Delcarmen’s struggles have returned; he allowed a run on three hits and two walks.  Wake was solid for an inning; no hits or walks with one strikeout.

And now, what you’ve all been waiting for: a complete and total recap of the indescribably satisfying scoring of the nine runs.

We started the game with an unearned run in the second; with two out, Hermida scored on Thames’s fielding error.  Youk said that that was essentially a double in his book; Hermida’s offensive theatrics were yet to come.

We scored five times in the third.  Youk walked to load the bases, and Drew sacrificed Scutaro home.  Papi hit a ground-rule double to bring in Pedroia.  Beltre doubled in Papi and Youk.  And Hermida singled in Beltre.  Youk doubled in Pedroia in the fourth by landing the ball in the left-field corner.  And Hermida smashed a two-run home run into our bullpen in the fifth to give Burnett a little something extra to remember.  So I would have liked to see how happy New York would have been with a rain delay after this game got on record.  Although, as we know, it wouldn’t have mattered because we would have won anyway.  Nine runs.  We were outscored, 24-6, in the first two games of this series, but to New York I say, “How do you like us now?”
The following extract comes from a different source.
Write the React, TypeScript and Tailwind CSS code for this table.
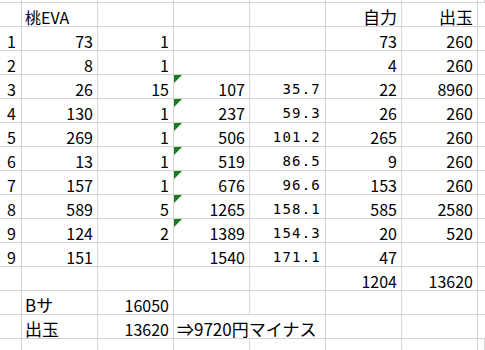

Drew went two for three, and Beltre and Hermida both went two for four.  We left only six on base, so score one, or rather score nine, for converting opportunities.  Scutaro made a nice play in the field, stealing a base hit from Cervelli.

Thus, the struggles of AJ Burnett at Fenway continue.  Before last night, Burnett was undefeated with an ERA less than 2.00.  After last night, well, let’s just say that things are a little different.  He was fine starting here in a Jays uniform, but with those pinstripes on he’s never won at Fenway and has an ERA over 12.00.  That’s what he gets for becoming a Yankee.  Before the game, you could tell that he was tense, the bad kind of tense, and tense pitchers with tense arms don’t deliver.  I’m so glad that all of our pitchers are the exact opposite: they feed off the pressure of rivalry showdowns.
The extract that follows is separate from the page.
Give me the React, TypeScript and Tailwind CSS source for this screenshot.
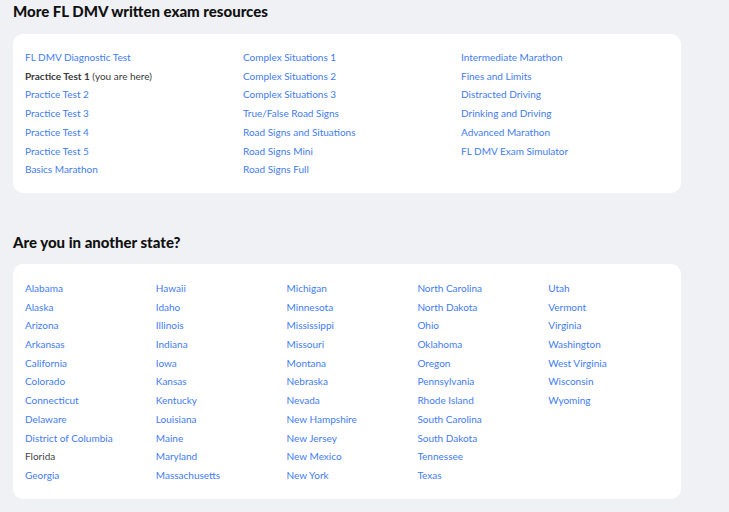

By the way, Girardi was ejected in the fourth for arguing balls and strikes with the home plate umpire.  He should really know better.

Congratulations to Tito for passing Bill Carrigan to stand alone in third place on the list of most games managed in franchise history with one thousand and four.

In short, that was an absolutely excellent game.  Absolutely excellent.  We needed that win.  We needed it for the standings, we needed it for momentum, and we needed it for morale.  We weren’t about to go out like we did in the first two.  No, sir.  That is not how we play in Boston.  We sure gave New York something to think about.  And we gave ourselves something to celebrate.  It was awesome.  It was just…awesome.  Looking ahead, the Jays are coming to town tonight.  We’re two and a half games behind them, so a sweep would move us up to third place.  It all starts tonight with Lackey.  And on May 17, the rivalry makes another showdown, this one a two-game set in the Bronx.  Hopefully that series will be better.  I’d love to sweep them at home.